Si Zappa est si différent de l'esprit boulezien, comment, en retour, expliquer l'intérêt de Boulez pour le travail de Zappa ? Boulez s'est toujours montré extrêmement laconique sur cette question, se contentant de raconter sa rencontré avec Zappa sans entrer dans un commentaire de sa musique. On pourrait supposer  que Boulez s’est montré séduit par la rigueur, la précision et la complexité de cette musique, sorte de mélange curieux de Varèse, de Berg et Stravinsky. Seul un américain sait s'emparer avec tant d'irrévérence feinte, de l'héritage européen. Peut-être est-ce cette aisance à dealer avec l'Histoire qui l'a bluffé. Mais cela ne suffirait pas à satisfaire le formaliste qu'est Boulez, lui qui, justement, déteste le souvenir, l'histoire, lui qui a une foi inébranlable en un progrès musical presque hégélien. On pourrait alors supposer qu'il s'est montré intrigué par les capacités musicales hors normes d'un musicien rock qui n'est jamais allé au conservatoire. En tout cas, il est impossible d'avoir un avis arrêté sur cette question. Toujours est-il qu'à défaut d'âme, d'humour, même la fameuse objectivité horlogère de Boulez n'a pas été au rendez vous pour ce disque! Le 1er septembre 1984, The Perfect Stranger est joué par l'Ensemble Intercontemporain au Théâtre de la Ville à Paris. Frank Zappa décrit cette soirée comme l'une des pires de son existence. Boulez a du littéralement le tirer de son siège pour l'amener sur la scène faire révérence au public. " Ils n'avaient pas assez répété " expliquera plus tard Zappa.
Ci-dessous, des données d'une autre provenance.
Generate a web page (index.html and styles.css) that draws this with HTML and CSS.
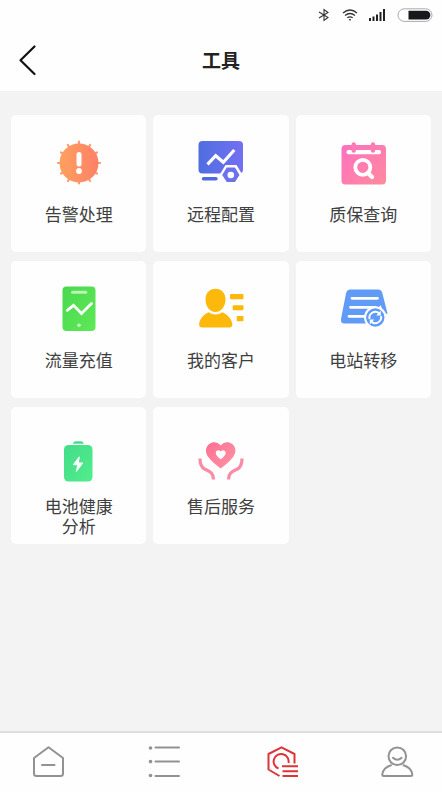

Heureusement, aux côtés de ces pièces orchestrales, le disque présente quatre compositions au Synclavier. Le Synclavier est le premier synthétiseur numérique assisté par ordinateur dont Zappa fut l'un des premiers acquéreurs en 1982. Il l'utilisera de plus en plus, à mesure que l'écœurement des tournées le convaincra de s'isoler. Love Story, Girl in The Magnesium Dress, Outside Now Again et Jonestown furent réalisés entre février et avril 1984. Girl in The Magnesium Dress est d'une complexité effarante, rejoignant les pièces pour piano impossible à jouer de Conlon Nancarrow, une inspiration revendiquée par Zappa. Si Zappa a toujours aimé écrire des pages noires de notes (la bien nommée Black Page), avec l'exactitude de la machine, cette tendance s'intensifie encore. Pourtant en 1992, l'Ensemble Modern parviendra à interpréter cette pièce inhumaine avec brio dans The Yellow Shark. Or, cette réussite a posteriori rend en retour caduque la version électronique de 84. Au pire on dirait une chouette démo. Love Story est une petite pièce (cinquante secondes) toute en dissonances censée raconter le coït de vieux Républicains en train de faire du breakdance. Moins anecdotique, Outside Now Again est la programmation d'un solo de guitare à l'origine joué sur Outside Now version Joe's Garage (1979). Le lyrisme de l'original laisse place ici à un univers sonore sans vie. La mélancolie est comme écrasée sous son propre poids. Une pièce triste à mourir qui inspira cette scène à son auteur : "Des gens déguisés en bailleurs de fonds du Ministère de la Culture distribuent la soupe populaire à une troupe qui fait la queue. " La mélancolie cède à l'horreur avec Jonestown, inspiré du suicide collectif de Jonestown, en Guyane. Plus de neuf cent membres de la secte (dont trois cent enfants) du " Temple du Peuple " ont bu du cyanure de potassium. Sur des nappes de synthétiseurs dissonantes, des bruits agressifs redonnent vie à la distribution de la boisson mortelle. Pour ceux qui n'aurait pas pigé la référence, Zappa écrit : " Un homme se prétendant envoyé de Dieu frappe sur une bassine contenant la boisson de la communauté à l'aide d'un crâne d'enfant tout en marmonnant dans sa barbe :"Venez chercher!" ".
Avec le temps, l'oeuvre de Zappa devient une méditation désespérée sur notre condition d'imbéciles. Plongé dans la paranoïa et la bêtise aiguë des années quatre-vingt, l'espoir dada d'une absurdité alternative comme ont pu l'incarner les Mothers est passée à trépas. Ne reste plus que l'absurdité de la bêtise elle-même, que Zappa a le courage de décrire dans toute sa cruelle réalité, enfermé qu'il est dans son sous-sol, comme dans un bunker.